You seem to be arguing that the Boomer label is more important than actual age, shared experiences, or other demographic factors. Whether someone was part of an arbitrary marketing cohort is less important in determining their opinion than things like whether or not they went to college, or their race or religion or gender identity or sexual orientation. And that still doesn’t address why it’s so important to place primary blame on that marketing cohort for systemic issues that have literally affected this country from the beginning. The American Revolution started out as a tax protest; it’s not like the Boomers are the first group in the US who don’t want to pay taxes.
Suzanne
@Omnes Omnibus: I’m interested in undoing the generational wealth gap. The first step is acknowledging that there is a generational wealth gap, and identifying who had benefited from it (follow the money). Hopefully by identifying that gap, some people will acknowledge that they lucked out and have a moral duty to undo it.
I mean, I wasn’t in Zuccotti Park, but I’m on board with their platform.
livewyre
@Suzanne: Sure, we can (and should) define policy based on resources and factors other than cohort, but we can do that just as well without cohort in mind. It seems beside the point. Systemic effects can be taken into account purely on a causal basis.
The thing is, I’m not sure it really makes a difference whether one considers ones own actions to be collective punishment in determining more broadly whether that’s the action being taken. One can easily be sincerely mistaken about that, especially when it comes to introspection.
Intersection was brought up earlier – privilege in separate but coinciding dimensions. One temptation that’s always been available to those normatively exempt from race has been to decide when an issue is someone else’s problem to clean up. In terms of privilege, that consideration is inevitable – kind of an elephant in the room. If we don’t address the causes of privilege, and instead content ourselves with who’s in the wrong, that work just kind of languishes, and the pressure only tightens. There’s no choice but to cut off the problem where it starts, which in my best estimate isn’t “with whom”.
Suzanne
@Darkrose:
Am I saying that? I have actually pointed out that other demographic differences overlap with the Boomer cohort. Boomers are whiter than generations that follow, women in subsequent generations are more educated, people in subsequent generations are less religious. I’ve pointed out (and linked) that info.
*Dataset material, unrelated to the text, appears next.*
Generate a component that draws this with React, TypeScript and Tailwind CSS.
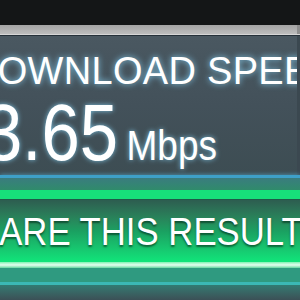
export default function App() {
  return (
    <div className="w-[300px] h-[300px] overflow-hidden flex flex-col bg-[#141617] font-['Liberation_Sans',sans-serif]">
      {/* top black strip */}
      <div className="h-[25px] shrink-0 bg-[#141617]" />
      {/* grey bezel */}
      <div className="h-[9px] shrink-0 bg-gradient-to-b from-[#a4a4a4] to-[#bdbdbd] border-r-[3px] border-[#8e8e8e]" />
      <div className="h-[1px] shrink-0 bg-[#d6d6d6]" />
      <div className="h-[1px] shrink-0 bg-[#26313a]" />

      {/* result panel */}
      <div className="h-[139px] shrink-0 flex flex-col bg-gradient-to-b from-[#4a5861] via-[#43515a] to-[#3d4d53] text-white overflow-hidden border-r-[3px] border-[#3b4850]">
        <div className="mt-[15px] ml-[-30px] whitespace-nowrap text-[38px] leading-[40px] tracking-[0.3px] [text-shadow:0_0_6px_rgba(140,220,255,0.9)]">
          DOWNLOAD SPEED
        </div>
        <div className="mt-[6px] ml-[-16px] whitespace-nowrap flex items-baseline gap-[10px] origin-left scale-x-[0.86] [text-shadow:0_0_6px_rgba(140,220,255,0.8)]">
          <span className="text-[80px] leading-[72px]">3.65</span>
          <span className="text-[43px] leading-[40px]">Mbps</span>
        </div>
      </div>

      {/* divider lines */}
      <div className="h-[3px] shrink-0 bg-[#3ea0c8] shadow-[0_0_4px_rgba(90,190,230,0.8)]" />
      <div className="h-[12px] shrink-0 bg-gradient-to-b from-[#3a7c7e] to-[#2f8b6b]" />
      <div className="h-[9px] shrink-0 bg-[#17e07a]" />
      <div className="h-[1px] shrink-0 bg-[#1f5a48]" />

      {/* share button */}
      <div className="h-[62px] shrink-0 overflow-hidden bg-gradient-to-b from-[#2d5d50] via-[#1aa061] to-[#10e57a]">
        <div className="mt-[12px] ml-[-49px] whitespace-nowrap text-white text-[39px] leading-[40px] origin-left scale-x-[0.89] [text-shadow:0_2px_2px_rgba(0,40,20,0.6)]">
          SHARE THIS RESULT
        </div>
      </div>
      <div className="h-[6px] shrink-0 bg-gradient-to-b from-[#7df2b4] via-[#e4fff0] to-[#5fd6a0]" />
      <div className="h-[14px] shrink-0 bg-[#2f9a80]" />
      <div className="h-[3px] shrink-0 bg-[#3bb8b4]" />
      <div className="flex-1 bg-gradient-to-b from-[#317b72] to-[#3b5056]" />
    </div>
  );
}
The reason that I think the generational cohort experience is applicable here is that economic conditions like low-cost education, lower housing prices, and a long period of economic growth happened at specific points in time, and those things were benefits to young people at the time who were “on-ramping” their lives. That broadly describes an age cohort. I’m happy to talk about the exact boundaries of that age cohort. But the reaction is stupid defensiveness.
livewyre
@Suzanne: Here we agree on a substantial knot at the heart of the problem.
When it comes to wealth, I see a contradiction in priorities. We want to hold the wealthy responsible for the effects of their wealth, but at the same time the wealth was almost entirely a result of chance (see: choosing parents).
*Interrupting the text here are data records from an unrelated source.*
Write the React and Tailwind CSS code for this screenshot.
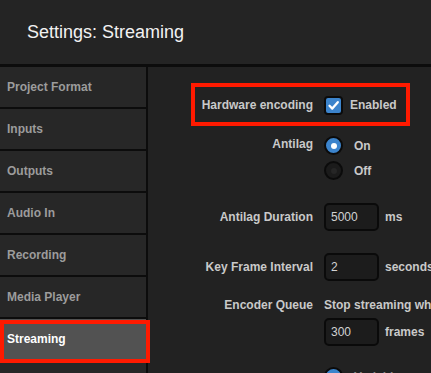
import React from "react";

function Row({ label, children, className = "" }) {
  return (
    <div className={"flex items-center " + className}>
      <div className="w-[165px] shrink-0 text-right font-bold text-[12px] text-[#c9c9c9]">{label}</div>
      <div className="ml-[11px] flex items-center">{children}</div>
    </div>
  );
}

function Radio({ on }) {
  return on ? (
    <div className="w-[19px] h-[19px] rounded-full bg-[#3c84cc] border-[2px] border-[#0b0b0b] flex items-center justify-center">
      <div className="w-[6px] h-[6px] rounded-full bg-white" />
    </div>
  ) : (
    <div className="w-[19px] h-[19px] rounded-full bg-[#1b1b1b] border-[2px] border-[#0b0b0b] flex items-center justify-center">
      <div className="w-[6px] h-[6px] rounded-full bg-[#262626]" />
    </div>
  );
}

function Field({ value, unit }) {
  return (
    <>
      <div className="w-[55px] h-[28px] rounded-[5px] border-[2px] border-[#0a0a0a] bg-[#1c1c1c] flex items-center pl-[5px] text-[12px] text-[#d2d2d2]">
        {value}
      </div>
      <span className="ml-[6px] font-bold text-[12px] text-[#c9c9c9] whitespace-nowrap">{unit}</span>
    </>
  );
}

export default function App() {
  const items = ["Project Format", "Inputs", "Outputs", "Audio In", "Recording", "Media Player", "Streaming", ""];
  return (
    <div
      className="w-[431px] h-[373px] overflow-hidden bg-[#232323] flex flex-col"
      style={{ fontFamily: '"Liberation Sans", Arial, sans-serif' }}
    >
      <div className="h-[64px] shrink-0 flex items-center pl-[27px] text-[18px] text-[#f2f2f2] bg-[#242424]">
        Settings: Streaming
      </div>
      <div className="h-[3px] shrink-0 bg-[#0c0c0c]" />
      <div className="flex flex-1 min-h-0">
        <div className="w-[148px] shrink-0 flex flex-col gap-[2px] bg-[#0c0c0c] border-r-[2px] border-[#0c0c0c] relative z-10">
          {items.map((it, i) =>
            it === "Streaming" ? (
              <div key={i} className="relative h-[40px] shrink-0 bg-[#525252] flex items-center pl-[7px] font-bold text-[12px] text-white">
                Streaming
                <div className="absolute left-0 top-[1px] w-[150px] h-[43px] border-[4px] border-[#ff1a00]" />
              </div>
            ) : (
              <div key={i} className="h-[40px] shrink-0 bg-[#272727] flex items-center pl-[7px] font-bold text-[12px] text-[#9c9c9c]">
                {it}
              </div>
            )
          )}
        </div>
        <div className="flex-1 bg-[#222222] flex flex-col relative">
          <div className="absolute left-[43px] top-[16px] w-[219px] h-[43px] border-[4px] border-[#ff1a00]" />
          <Row label="Hardware encoding" className="h-[18px] mt-[29px]">
            <div className="w-[19px] h-[19px] rounded-[4px] bg-[#3c84cc] border-[2px] border-[#0b0b0b] flex items-center justify-center">
              <svg width="13" height="13" viewBox="0 0 13 13">
                <path d="M2.5 6.8 L5.3 9.6 L10.8 3.2" fill="none" stroke="white" strokeWidth="2.3" strokeLinecap="round" strokeLinejoin="round" />
              </svg>
            </div>
            <span className="ml-[7px] font-bold text-[12px] text-[#c9c9c9]">Enabled</span>
          </Row>
          <Row label={<span className="relative top-[-2px]">Antilag</span>} className="h-[19px] mt-[22px]">
            <Radio on />
            <span className="ml-[11px] font-bold text-[12px] text-[#c9c9c9]">On</span>
          </Row>
          <Row label="" className="h-[19px] mt-[6px]">
            <Radio />
            <span className="ml-[11px] font-bold text-[12px] text-[#c9c9c9]">Off</span>
          </Row>
          <Row label="Antilag Duration" className="h-[28px] mt-[23px]">
            <Field value="5000" unit="ms" />
          </Row>
          <Row label="Key Frame Interval" className="h-[28px] mt-[22px]">
            <Field value="2" unit="seconds" />
          </Row>
          <Row label="Encoder Queue" className="h-[16px] mt-[16px]">
            <span className="font-bold text-[12px] text-[#c9c9c9] whitespace-nowrap">Stop streaming when queue exceeds</span>
          </Row>
          <Row label="" className="h-[28px] mt-[5px]">
            <Field value="300" unit="frames" />
          </Row>
          <Row label="" className="h-[19px] mt-[21px]">
            <Radio on />
            <span className="ml-[11px] font-bold text-[12px] text-[#8a8a8a]">Variable</span>
          </Row>
        </div>
      </div>
    </div>
  );
}
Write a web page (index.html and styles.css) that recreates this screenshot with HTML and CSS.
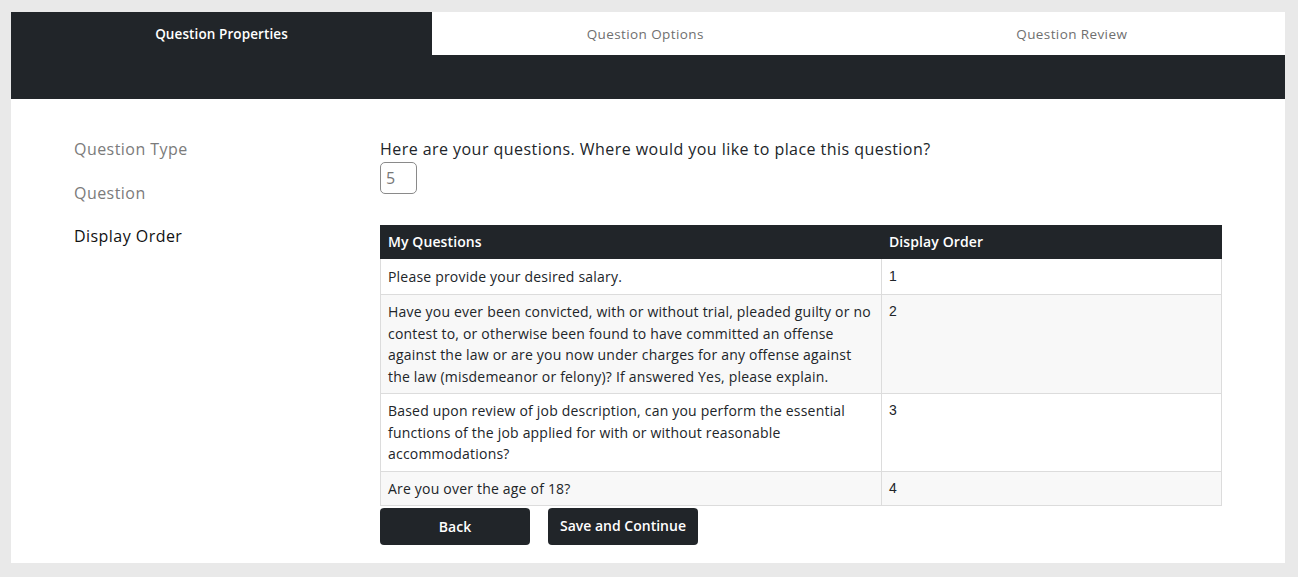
FILE: index.html
```html
<!DOCTYPE html>
<html>
  <head>
    <meta charset="utf-8">
    <title>Question Properties</title>
    <link rel="stylesheet" href="styles.css">
  </head>
  <body>
    <div class="card">
      <div class="tabs">
        <div class="tab active">Question Properties</div>
        <div class="tab">Question Options</div>
        <div class="tab">Question Review</div>
      </div>
      <div class="band"></div>

      <div class="content">
        <ul class="steps">
          <li>Question Type</li>
          <li>Question</li>
          <li class="current">Display Order</li>
        </ul>

        <div class="main">
          <p class="prompt">Here are your questions. Where would you like to place this question?</p>
          <input type="text" class="order-input" value="5">

          <table class="questions">
            <thead>
              <tr>
                <th class="col-q">My Questions</th>
                <th>Display Order</th>
              </tr>
            </thead>
            <tbody>
              <tr>
                <td>Please provide your desired salary.</td>
                <td class="num">1</td>
              </tr>
              <tr>
                <td>Have you ever been convicted, with or without trial, pleaded guilty or no contest to, or otherwise been found to have committed an offense against the law or are you now under charges for any offense against the law (misdemeanor or felony)? If answered Yes, please explain.</td>
                <td class="num">2</td>
              </tr>
              <tr>
                <td>Based upon review of job description, can you perform the essential functions of the job applied for with or without reasonable accommodations?</td>
                <td class="num">3</td>
              </tr>
              <tr>
                <td>Are you over the age of 18?</td>
                <td class="num">4</td>
              </tr>
            </tbody>
          </table>

          <div class="actions">
            <button class="btn">Back</button>
            <button class="btn btn-save">Save and Continue</button>
          </div>
        </div>
      </div>
    </div>
  </body>
</html>
```

FILE: styles.css
```css
body {
  margin: 0;
  padding: 12px 13px 14px 11px;
  background: #e9e9e9;
  font-family: "Open Sans", "Liberation Sans", sans-serif;
  color: #212529;
}

.card {
  background: #fff;
}

.tabs {
  display: flex;
  height: 43px;
}

.tab {
  flex: 1;
  display: flex;
  align-items: center;
  justify-content: center;
  font-size: 13.5px;
  letter-spacing: 0.4px;
  color: #6f6f6f;
}

.tab.active {
  flex: 0 0 421px;
  background: #212529;
  color: #fff;
  font-weight: 600;
  letter-spacing: 0.1px;
}

.band {
  height: 44px;
  background: #212529;
}

.content {
  display: grid;
  grid-template-columns: 306px 842px;
  padding: 39px 63px 18px 63px;
}

.steps {
  list-style: none;
  margin: 0;
  padding: 0;
}

.steps li {
  font-size: 16px;
  line-height: 22px;
  color: #7b7b7b;
  margin-bottom: 21.5px;
  letter-spacing: 0.45px;
}

.steps li.current {
  color: #111;
}

.prompt {
  margin: 0 0 2px;
  font-size: 16px;
  line-height: 22px;
  letter-spacing: 0.45px;
}

.order-input {
  display: block;
  box-sizing: border-box;
  width: 37px;
  height: 32px;
  padding: 0 5px;
  border: 1px solid #8a8a8a;
  border-radius: 5px;
  font-family: inherit;
  font-size: 16px;
  color: #777;
}

.questions {
  width: 100%;
  margin-top: 31px;
  border-collapse: collapse;
  font-size: 14px;
  line-height: 21.5px;
  letter-spacing: 0.2px;
}

.questions th {
  background: #212529;
  color: #fff;
  text-align: left;
  font-weight: 600;
  padding: 5px 7px;
  border: 1px solid #212529;
  letter-spacing: 0.1px;
}

.questions th.col-q {
  width: 486px;
}

.questions td {
  vertical-align: top;
  padding: 6px 7px;
  border: 1px solid #dcdcdc;
}

.questions tbody tr:first-child td {
  padding: 7px 7px;
}

.questions tbody tr:nth-child(even) td {
  background: #f8f8f8;
}

.questions td.num {
  font-family: "Liberation Sans", Arial, sans-serif;
  font-size: 14px;
  letter-spacing: 0;
}

.actions {
  display: flex;
  gap: 18px;
  margin-top: 2px;
}

.btn {
  width: 150px;
  height: 37px;
  border: none;
  border-radius: 4px;
  background: #212529;
  color: #fff;
  font-family: inherit;
  font-size: 14px;
  font-weight: 600;
}

.btn-save {
  padding-bottom: 3px;
}
```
In an interconnected society, opportunity is social – no one’s really self-made even if they actually bought in on the ground floor and then took the stairs all the way up. I highly doubt anyone is capable of responsibly managing so large a portion of an economy on their own. So again, it seems to fall away from “who” in favor of “how”. And I have some thoughts about that which might be for another topic.
Ruckus
@J R in WV:
Yep.
Omnes Omnibus
@Suzanne:
What was that platform again?
Ruckus
@J R in WV:
Well if you think of the original church as perfect then why would one vary from the original church’s BS?
I see a couple of different axises that this concept of church/life/state rotates about. There is the original axis, many of the worst clergy see whatever originality there is in their religion it is the only and right axis. And at a time when people were put up on crosses with spikes I’m thinking original can stuff it.
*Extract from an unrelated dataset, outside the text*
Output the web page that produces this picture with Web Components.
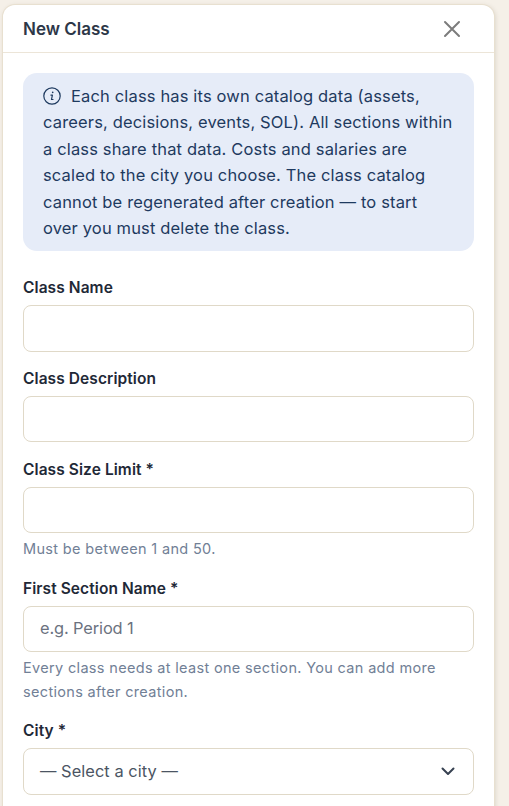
<!DOCTYPE html>
<html><head><meta charset="utf-8"><style>
html,body{margin:0;height:100%;overflow:hidden;background:#f5f0e8;font-family:"Inter","Liberation Sans",sans-serif}
body{padding:5px 15px 0 3px;box-sizing:border-box;height:806px}
</style></head><body>
<modal-panel heading="New Class">
<info-box>Each class has its own catalog data (assets, careers, decisions, events, SOL). All sections within a class share that data. Costs and salaries are scaled to the city you choose. The class catalog cannot be regenerated after creation — to start over you must delete the class.</info-box>
<form-field label="Class Name"></form-field>
<form-field label="Class Description"></form-field>
<form-field label="Class Size Limit *" help="Must be between 1 and 50."></form-field>
<form-field label="First Section Name *" placeholder="e.g. Period 1" help="Every class needs at least one section. You can add more sections after creation."></form-field>
<form-field label="City *" select="— Select a city —"></form-field>
</modal-panel>
<script>
function def(name,html,setup){customElements.define(name,class extends HTMLElement{connectedCallback(){if(this.shadowRoot)return;const r=this.attachShadow({mode:'open'});r.innerHTML=html;setup&&setup(this,r)}})}
def('modal-panel',`<style>
:host{display:block;background:#fff;border-radius:12px 12px 0 0;box-shadow:0 0 0 1px #e8e0d0,1px 1px 5px rgba(80,60,30,.18);height:900px;color:#1f2937}
header{display:flex;justify-content:space-between;align-items:center;height:47px;padding:0 20px;border-bottom:1px solid #ece5d8}
h2{margin:0;font:600 17px/24px Inter,sans-serif;color:#2d3748;letter-spacing:0}
button{all:unset;display:flex;width:24px;height:24px;align-items:center;justify-content:center;margin-right:10px}
main{display:flex;flex-direction:column;padding:20px}
</style><header><h2></h2><button aria-label="Close"><svg width="24" height="24" viewBox="0 0 24 24" fill="none" stroke="#7c7c7c" stroke-width="2" stroke-linecap="round"><path d="M5 5l14 14M19 5L5 19"/></svg></button></header><main><slot></slot></main>`,(h,r)=>{r.querySelector('h2').textContent=h.getAttribute('heading')});
def('info-box',`<style>
:host{display:block;background:#e6ecf8;border-radius:14px;padding:10px 20px;color:#1e3a5f;font:400 16.5px/26.4px Inter,sans-serif;letter-spacing:.15px;margin-bottom:27px}
svg{vertical-align:-3px;margin-right:10px}
</style><svg width="18" height="18" viewBox="0 0 18 18" fill="none" stroke="#1e3a5f" stroke-width="1.2" stroke-linecap="round" stroke-linejoin="round"><circle cx="9" cy="9" r="8.2"/><path d="M7.9 8.1h1.5l-.9 4.4h1.5"/><path d="M9.7 5.3v.1" stroke-width="1.6"/></svg><slot></slot>`);
def('form-field',`<style>
:host{display:block;margin-bottom:17.5px}
label{display:block;font:600 15.5px/20px Inter,sans-serif;color:#1f2937;letter-spacing:.08px;margin-bottom:7px}
.box{box-sizing:border-box;height:46.25px;border:1px solid #e0d9c8;border-radius:8px;display:flex;align-items:center;justify-content:space-between;padding:0 16px 1px;font:400 16.4px/24px Inter,sans-serif;letter-spacing:-.12px;color:#6b7280}
.sel{color:#4b5563;letter-spacing:.05px}
.sel svg{margin-right:1px}
small{display:block;margin-top:4px;font:400 14.5px/24px Inter,sans-serif;color:#718096;letter-spacing:.33px}
</style><label></label><div class="box"><span class="t"></span></div><small></small>`,(h,r)=>{
r.querySelector('label').textContent=h.getAttribute('label');
const t=r.querySelector('.t'),b=r.querySelector('.box'),s=h.getAttribute('select');
t.textContent=s||h.getAttribute('placeholder')||'';
if(s){b.classList.add('sel');b.insertAdjacentHTML('beforeend','<svg width="16" height="16" viewBox="0 0 16 16" fill="none" stroke="#374151" stroke-width="2" stroke-linecap="round" stroke-linejoin="round"><path d="M2.5 5.5L8 11l5.5-5.5"/></svg>')}
const m=r.querySelector('small'),help=h.getAttribute('help');if(help)m.textContent=help;else m.remove();
});
</script>
</body></html>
The second one is those pushing originality may just be control freaks who get off on torturing anyone besides themselves.
If most religions were strictly from the so called teachings, it’s possible they might not be all bad, but when you add in control freak assholes to the teachings of a long, long time ago it really doesn’t meet my view of a livable world.
Suzanne
@livewyre:
There’s a great piece I read a few years back, and I wish I could find the link, about one of the primary determinants of moral alignment is how one considers the role of luck in their lives. Are the good things that happened to you due to something you did or something that you lucked into? Those who believe in a strong social welfare system seem to think of themselves as lucky, whereas those who do not appear to think success is due to their efforts. A growing economy that sustains families when you’re a kid and cheap education and cheaper housing are all things that are, to me, things people lucked into. (ETA that those things existed at specific points in time and are critical to prosperity) As such, they have a responsibility to pass those conditions on.
Ruckus
@Suzanne:
A lot of boomers I know, including me, a earlyish boomer, were democrats. As well my parents were. Not all of them for sure but greater than mid 20%. I grew up in SoCal and it was a republican stronghold that started changing to democratic as soon the early boomers started voting.
Suzanne
@Omnes Omnibus: Undoing the concentration of wealth in the hands of the few.
Matt McIrvin
@Suzanne: I have not seen “the natural conservatizing effects of aging” taking place in me at all. I’ve been some sort of liberal almost my whole life but the precise flavor swings around in sort of a reactive fashion. I think my most moderate/right-curious era was my early thirties, and that’s gone now.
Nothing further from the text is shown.